Award reveals mark of quality
Companies, whether they are large or small, can benefit from entering the Hong Kong Management Association Quality Award.
The annual award, launched in 1991, promotes Total Quality Management (TQM), an essential, systematic, management tool that allows organisations to strengthen their competitive advantage.
TQM has been defined as 'continuously satisfying customers' requirements at a low cost by having everyone in the organisation totally committed to quality'.
Po Chung, deputy chairman of the HKMA and chairman of the HKMA Quality Award Organising Committee, likened the award to an Oscar.
'It recognises those who devote time and resources to create the right conditions for their companies to do better,' he said.
'The award tells the customers about these achievements.' Winners under the award will be announced at a presentation ceremony on May 30.
Mr Chung said companies that resisted TQM would find that, over time, they were likely to become relatively less competitive.
'[Meanwhile], those companies which can successfully harness the enthusiasm and abilities of their workforce will, in the long run, be more successful . . . not only in evaluation, not only in coming up with valuable ideas, but also in the implementation and execution of operations of a business,' he said.
Since TQM was first implemented in Japan in the 1950s, its importance has grown.
'TQM has also moved into industries which provide services. In fact, TQM in Hong Kong, a regional and global service centre, has become increasingly important, although it is more difficult to achieve and it is more intangible,' he said.
'Customer reaction and satisfaction are vital yardsticks - and so is staff satisfaction. And that leads you to check, step by step, on whether you have achieved satisfaction, on a daily basis.
'With Hong Kong companies facing increasing competition, both locally and globally, it is important that high standards of quality are maintained.' TQM aimed to strengthen competitive advantage, he said.
In order for TQM to be a success, people throughout the company must be aware of its importance. People doing a certain job should be encouraged to set themselves goals and to achieve them.
'If you have no goals, or if the goal posts are always shifting, people lose heart,' Mr Chung said.
It was sometimes said that the smallness of companies in Hong Kong, which lacked the resources to invest in specialist advice, would hinder the application of TQM.
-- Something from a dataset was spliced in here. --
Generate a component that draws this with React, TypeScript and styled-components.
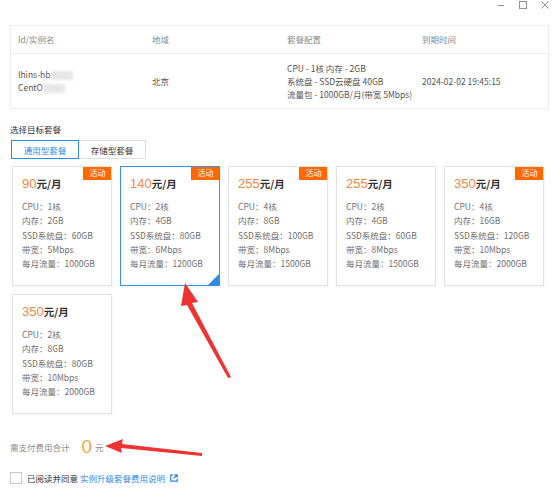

'But being small can actually be an advantage,' Mr Chung said.
'If the boss is aware of the importance of TQM, then the smallness of the company allows him, through direct contact with all his employees, to communicate that importance powerfully. He himself is probably the person who ensures quality in the company. That direct interest and ability to communicate can get lost in larger companies.
'Whatever the size of the company, it has always been the case that the leader of the company has to see quality management as essential if the company is going to be a successful one. Companies which are not led in that way, which do not have a quality culture, get clobbered by their competitors.' The award is sponsored by American Express International, Bank of China (Hong Kong), Hong Kong Jockey Club, the KCRC, Mandarin Oriental Hotel Group, Ogilvy & Mather, Xerox (Hong Kong), South China Morning Post Publishers and Asia Television.